WHAT YOU WILL DO: In the data, extract each line that holds the string "this".

THE DATA:
..........
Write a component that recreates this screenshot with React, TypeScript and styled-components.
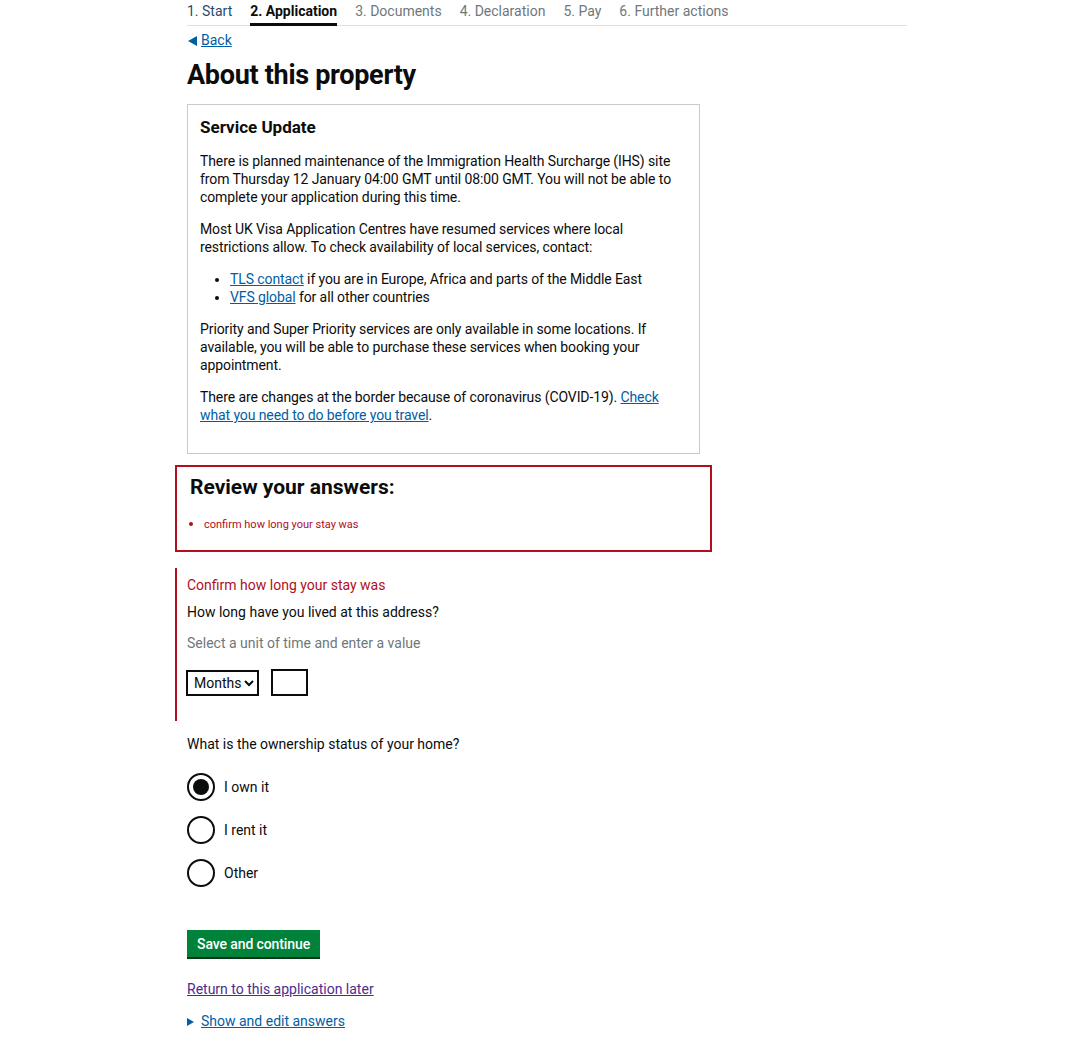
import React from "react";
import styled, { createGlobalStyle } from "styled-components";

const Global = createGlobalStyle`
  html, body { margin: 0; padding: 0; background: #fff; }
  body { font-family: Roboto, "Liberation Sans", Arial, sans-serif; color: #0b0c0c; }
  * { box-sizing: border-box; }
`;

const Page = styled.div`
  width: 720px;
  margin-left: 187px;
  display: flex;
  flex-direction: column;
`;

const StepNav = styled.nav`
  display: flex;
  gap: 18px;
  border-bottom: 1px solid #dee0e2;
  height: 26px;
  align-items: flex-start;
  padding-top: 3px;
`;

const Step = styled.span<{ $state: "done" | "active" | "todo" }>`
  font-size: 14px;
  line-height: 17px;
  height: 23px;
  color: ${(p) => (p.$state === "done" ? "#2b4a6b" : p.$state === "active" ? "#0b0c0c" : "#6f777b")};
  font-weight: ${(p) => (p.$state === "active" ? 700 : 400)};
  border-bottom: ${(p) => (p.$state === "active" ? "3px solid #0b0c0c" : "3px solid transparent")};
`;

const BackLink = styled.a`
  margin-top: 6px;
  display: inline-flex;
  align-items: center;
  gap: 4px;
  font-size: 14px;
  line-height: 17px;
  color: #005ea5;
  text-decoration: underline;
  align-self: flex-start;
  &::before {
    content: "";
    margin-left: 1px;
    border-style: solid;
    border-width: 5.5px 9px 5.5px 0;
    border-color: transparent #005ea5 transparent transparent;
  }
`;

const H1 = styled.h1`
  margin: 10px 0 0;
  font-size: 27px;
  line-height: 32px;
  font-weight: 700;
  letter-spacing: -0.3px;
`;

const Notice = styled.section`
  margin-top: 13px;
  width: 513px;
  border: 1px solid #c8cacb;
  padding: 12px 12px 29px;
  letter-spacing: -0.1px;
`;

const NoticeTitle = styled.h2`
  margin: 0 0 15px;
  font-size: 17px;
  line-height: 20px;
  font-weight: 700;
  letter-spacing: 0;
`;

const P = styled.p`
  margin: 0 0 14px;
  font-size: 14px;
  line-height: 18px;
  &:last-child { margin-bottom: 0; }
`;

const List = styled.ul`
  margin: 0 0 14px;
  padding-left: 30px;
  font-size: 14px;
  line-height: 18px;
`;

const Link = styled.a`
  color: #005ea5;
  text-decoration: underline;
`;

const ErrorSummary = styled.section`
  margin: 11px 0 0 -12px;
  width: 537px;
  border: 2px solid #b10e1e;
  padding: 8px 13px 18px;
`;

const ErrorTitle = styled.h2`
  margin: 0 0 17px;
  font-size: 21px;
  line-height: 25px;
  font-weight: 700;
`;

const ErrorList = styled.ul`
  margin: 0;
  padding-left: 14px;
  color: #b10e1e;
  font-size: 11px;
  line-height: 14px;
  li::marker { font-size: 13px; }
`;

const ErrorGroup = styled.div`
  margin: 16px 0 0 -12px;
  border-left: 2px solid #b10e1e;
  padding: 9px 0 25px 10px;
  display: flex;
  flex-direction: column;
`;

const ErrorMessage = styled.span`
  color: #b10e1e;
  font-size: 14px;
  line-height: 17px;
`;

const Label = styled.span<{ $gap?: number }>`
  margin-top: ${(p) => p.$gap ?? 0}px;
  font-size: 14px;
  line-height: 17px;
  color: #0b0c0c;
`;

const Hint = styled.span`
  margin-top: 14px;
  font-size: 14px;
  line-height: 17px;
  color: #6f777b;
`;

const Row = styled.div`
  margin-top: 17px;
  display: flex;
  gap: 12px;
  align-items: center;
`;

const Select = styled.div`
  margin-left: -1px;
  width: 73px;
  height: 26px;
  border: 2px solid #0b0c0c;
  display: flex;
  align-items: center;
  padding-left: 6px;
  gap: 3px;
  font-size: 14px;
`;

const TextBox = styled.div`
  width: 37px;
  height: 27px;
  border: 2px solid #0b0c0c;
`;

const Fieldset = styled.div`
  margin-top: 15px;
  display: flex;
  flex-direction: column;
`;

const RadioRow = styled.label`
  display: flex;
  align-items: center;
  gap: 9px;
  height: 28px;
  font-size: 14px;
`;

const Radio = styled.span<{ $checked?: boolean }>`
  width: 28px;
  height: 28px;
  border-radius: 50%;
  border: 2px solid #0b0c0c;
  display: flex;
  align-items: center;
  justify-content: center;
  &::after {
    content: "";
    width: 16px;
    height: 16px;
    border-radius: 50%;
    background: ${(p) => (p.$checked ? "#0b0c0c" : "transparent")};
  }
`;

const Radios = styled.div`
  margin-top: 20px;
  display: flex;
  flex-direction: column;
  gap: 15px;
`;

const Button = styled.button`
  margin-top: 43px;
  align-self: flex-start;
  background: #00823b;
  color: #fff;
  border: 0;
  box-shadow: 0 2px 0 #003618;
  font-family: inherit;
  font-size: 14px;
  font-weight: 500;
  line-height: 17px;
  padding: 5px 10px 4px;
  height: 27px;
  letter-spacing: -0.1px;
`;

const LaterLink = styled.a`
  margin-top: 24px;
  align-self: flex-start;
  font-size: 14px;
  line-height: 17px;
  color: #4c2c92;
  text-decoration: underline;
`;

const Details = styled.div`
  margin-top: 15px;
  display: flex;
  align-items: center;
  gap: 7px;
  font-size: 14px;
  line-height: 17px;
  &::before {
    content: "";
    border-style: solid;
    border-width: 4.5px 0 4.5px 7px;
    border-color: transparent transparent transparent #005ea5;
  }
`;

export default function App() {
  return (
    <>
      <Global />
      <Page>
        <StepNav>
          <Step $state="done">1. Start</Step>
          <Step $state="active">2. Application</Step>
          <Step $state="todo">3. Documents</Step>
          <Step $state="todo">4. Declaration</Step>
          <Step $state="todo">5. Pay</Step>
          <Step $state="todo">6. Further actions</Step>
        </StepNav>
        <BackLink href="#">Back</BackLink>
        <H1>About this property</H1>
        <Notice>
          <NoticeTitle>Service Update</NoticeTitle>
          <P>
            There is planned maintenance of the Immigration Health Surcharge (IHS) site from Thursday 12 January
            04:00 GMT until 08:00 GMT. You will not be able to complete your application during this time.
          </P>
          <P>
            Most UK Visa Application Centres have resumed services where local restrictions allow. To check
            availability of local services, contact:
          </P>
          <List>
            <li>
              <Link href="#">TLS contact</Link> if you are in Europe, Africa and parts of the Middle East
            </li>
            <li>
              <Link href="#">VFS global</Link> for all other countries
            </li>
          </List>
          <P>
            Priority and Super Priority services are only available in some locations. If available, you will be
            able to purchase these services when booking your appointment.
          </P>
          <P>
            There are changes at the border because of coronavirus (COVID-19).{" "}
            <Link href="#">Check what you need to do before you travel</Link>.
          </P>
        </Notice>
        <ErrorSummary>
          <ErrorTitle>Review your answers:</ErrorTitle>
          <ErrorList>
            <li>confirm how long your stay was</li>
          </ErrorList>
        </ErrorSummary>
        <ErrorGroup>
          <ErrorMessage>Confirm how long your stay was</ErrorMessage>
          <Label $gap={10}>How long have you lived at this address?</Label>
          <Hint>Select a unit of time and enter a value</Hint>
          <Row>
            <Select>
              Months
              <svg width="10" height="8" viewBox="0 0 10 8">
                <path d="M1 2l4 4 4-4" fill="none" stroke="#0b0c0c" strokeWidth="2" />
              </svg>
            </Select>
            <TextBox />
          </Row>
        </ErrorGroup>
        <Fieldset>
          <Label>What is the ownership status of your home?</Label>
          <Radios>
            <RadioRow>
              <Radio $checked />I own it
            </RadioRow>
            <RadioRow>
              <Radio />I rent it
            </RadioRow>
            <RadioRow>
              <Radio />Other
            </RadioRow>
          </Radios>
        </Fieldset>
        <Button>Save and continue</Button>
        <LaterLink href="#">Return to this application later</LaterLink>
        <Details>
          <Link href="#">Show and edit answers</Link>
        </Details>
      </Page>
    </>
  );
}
..........
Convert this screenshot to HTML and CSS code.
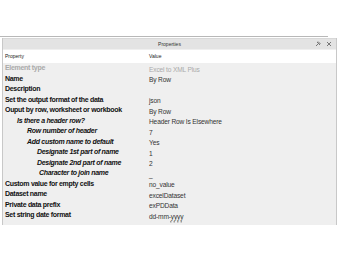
..........
RESULT OF THE TASK:
Write a component that recreates this screenshot with React, TypeScript and styled-components.
        <H1>About this property</H1>
            04:00 GMT until 08:00 GMT. You will not be able to complete your application during this time.
          <Label $gap={10}>How long have you lived at this address?</Label>
        <LaterLink href="#">Return to this application later</LaterLink>
Convert this screenshot to HTML and CSS code.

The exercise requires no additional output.